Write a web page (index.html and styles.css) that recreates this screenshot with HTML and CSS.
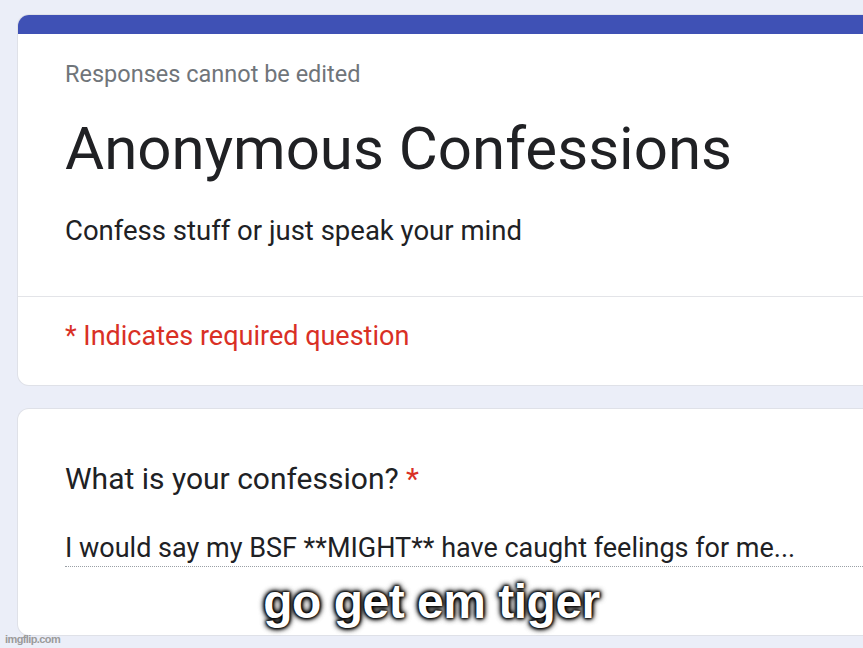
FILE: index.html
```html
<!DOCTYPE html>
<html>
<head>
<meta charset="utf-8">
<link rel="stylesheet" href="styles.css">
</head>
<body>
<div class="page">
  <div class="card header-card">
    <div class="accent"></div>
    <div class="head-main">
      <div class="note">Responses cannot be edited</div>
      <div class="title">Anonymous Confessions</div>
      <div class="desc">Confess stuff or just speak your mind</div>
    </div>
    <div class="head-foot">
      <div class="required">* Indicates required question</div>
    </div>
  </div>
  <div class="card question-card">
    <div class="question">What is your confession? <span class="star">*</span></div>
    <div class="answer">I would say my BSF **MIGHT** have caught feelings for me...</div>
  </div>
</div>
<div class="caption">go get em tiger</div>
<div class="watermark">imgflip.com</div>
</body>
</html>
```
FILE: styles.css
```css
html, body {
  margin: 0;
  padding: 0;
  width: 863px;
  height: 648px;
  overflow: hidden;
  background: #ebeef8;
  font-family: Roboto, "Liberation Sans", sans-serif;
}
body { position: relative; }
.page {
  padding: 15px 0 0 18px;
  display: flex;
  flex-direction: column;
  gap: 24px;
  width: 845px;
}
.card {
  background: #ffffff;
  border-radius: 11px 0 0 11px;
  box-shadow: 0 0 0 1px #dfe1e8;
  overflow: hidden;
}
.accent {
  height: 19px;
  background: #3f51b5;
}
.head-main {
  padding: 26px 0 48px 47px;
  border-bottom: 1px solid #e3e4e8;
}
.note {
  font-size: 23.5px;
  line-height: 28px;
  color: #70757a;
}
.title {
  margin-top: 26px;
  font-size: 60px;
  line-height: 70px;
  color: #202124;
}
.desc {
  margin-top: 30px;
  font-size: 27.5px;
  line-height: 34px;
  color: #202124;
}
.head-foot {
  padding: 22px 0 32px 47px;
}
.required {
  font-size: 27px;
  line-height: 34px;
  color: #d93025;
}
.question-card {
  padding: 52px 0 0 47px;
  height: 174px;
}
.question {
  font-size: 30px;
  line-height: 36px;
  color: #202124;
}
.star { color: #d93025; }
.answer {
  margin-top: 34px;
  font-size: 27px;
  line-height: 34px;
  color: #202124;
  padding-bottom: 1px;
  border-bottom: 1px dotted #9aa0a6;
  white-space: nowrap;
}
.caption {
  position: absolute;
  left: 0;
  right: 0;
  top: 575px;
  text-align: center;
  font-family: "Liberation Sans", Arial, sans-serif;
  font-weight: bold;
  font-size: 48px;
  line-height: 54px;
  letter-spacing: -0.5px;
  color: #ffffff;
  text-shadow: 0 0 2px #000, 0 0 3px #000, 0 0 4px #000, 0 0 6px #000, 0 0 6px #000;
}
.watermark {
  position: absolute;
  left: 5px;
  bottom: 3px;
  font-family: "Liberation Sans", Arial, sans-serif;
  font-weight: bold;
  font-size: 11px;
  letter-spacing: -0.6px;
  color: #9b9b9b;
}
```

------------------------

* **Given exercise**
Leave out the pictures and reproduce the rest of the listing exactly.

* **Response to this exercise**
Write a web page (index.html and styles.css) that recreates this screenshot with HTML and CSS.
FILE: index.html
```html
<!DOCTYPE html>
<html>
<head>
<meta charset="utf-8">
<link rel="stylesheet" href="styles.css">
</head>
<body>
<div class="page">
  <div class="card header-card">
    <div class="accent"></div>
    <div class="head-main">
      <div class="note">Responses cannot be edited</div>
      <div class="title">Anonymous Confessions</div>
      <div class="desc">Confess stuff or just speak your mind</div>
    </div>
    <div class="head-foot">
      <div class="required">* Indicates required question</div>
    </div>
  </div>
  <div class="card question-card">
    <div class="question">What is your confession? <span class="star">*</span></div>
    <div class="answer">I would say my BSF **MIGHT** have caught feelings for me...</div>
  </div>
</div>
<div class="caption">go get em tiger</div>
<div class="watermark">imgflip.com</div>
</body>
</html>
```
FILE: styles.css
```css
html, body {
  margin: 0;
  padding: 0;
  width: 863px;
  height: 648px;
  overflow: hidden;
  background: #ebeef8;
  font-family: Roboto, "Liberation Sans", sans-serif;
}
body { position: relative; }
.page {
  padding: 15px 0 0 18px;
  display: flex;
  flex-direction: column;
  gap: 24px;
  width: 845px;
}
.card {
  background: #ffffff;
  border-radius: 11px 0 0 11px;
  box-shadow: 0 0 0 1px #dfe1e8;
  overflow: hidden;
}
.accent {
  height: 19px;
  background: #3f51b5;
}
.head-main {
  padding: 26px 0 48px 47px;
  border-bottom: 1px solid #e3e4e8;
}
.note {
  font-size: 23.5px;
  line-height: 28px;
  color: #70757a;
}
.title {
  margin-top: 26px;
  font-size: 60px;
  line-height: 70px;
  color: #202124;
}
.desc {
  margin-top: 30px;
  font-size: 27.5px;
  line-height: 34px;
  color: #202124;
}
.head-foot {
  padding: 22px 0 32px 47px;
}
.required {
  font-size: 27px;
  line-height: 34px;
  color: #d93025;
}
.question-card {
  padding: 52px 0 0 47px;
  height: 174px;
}
.question {
  font-size: 30px;
  line-height: 36px;
  color: #202124;
}
.star { color: #d93025; }
.answer {
  margin-top: 34px;
  font-size: 27px;
  line-height: 34px;
  color: #202124;
  padding-bottom: 1px;
  border-bottom: 1px dotted #9aa0a6;
  white-space: nowrap;
}
.caption {
  position: absolute;
  left: 0;
  right: 0;
  top: 575px;
  text-align: center;
  font-family: "Liberation Sans", Arial, sans-serif;
  font-weight: bold;
  font-size: 48px;
  line-height: 54px;
  letter-spacing: -0.5px;
  color: #ffffff;
  text-shadow: 0 0 2px #000, 0 0 3px #000, 0 0 4px #000, 0 0 6px #000, 0 0 6px #000;
}
.watermark {
  position: absolute;
  left: 5px;
  bottom: 3px;
  font-family: "Liberation Sans", Arial, sans-serif;
  font-weight: bold;
  font-size: 11px;
  letter-spacing: -0.6px;
  color: #9b9b9b;
}
```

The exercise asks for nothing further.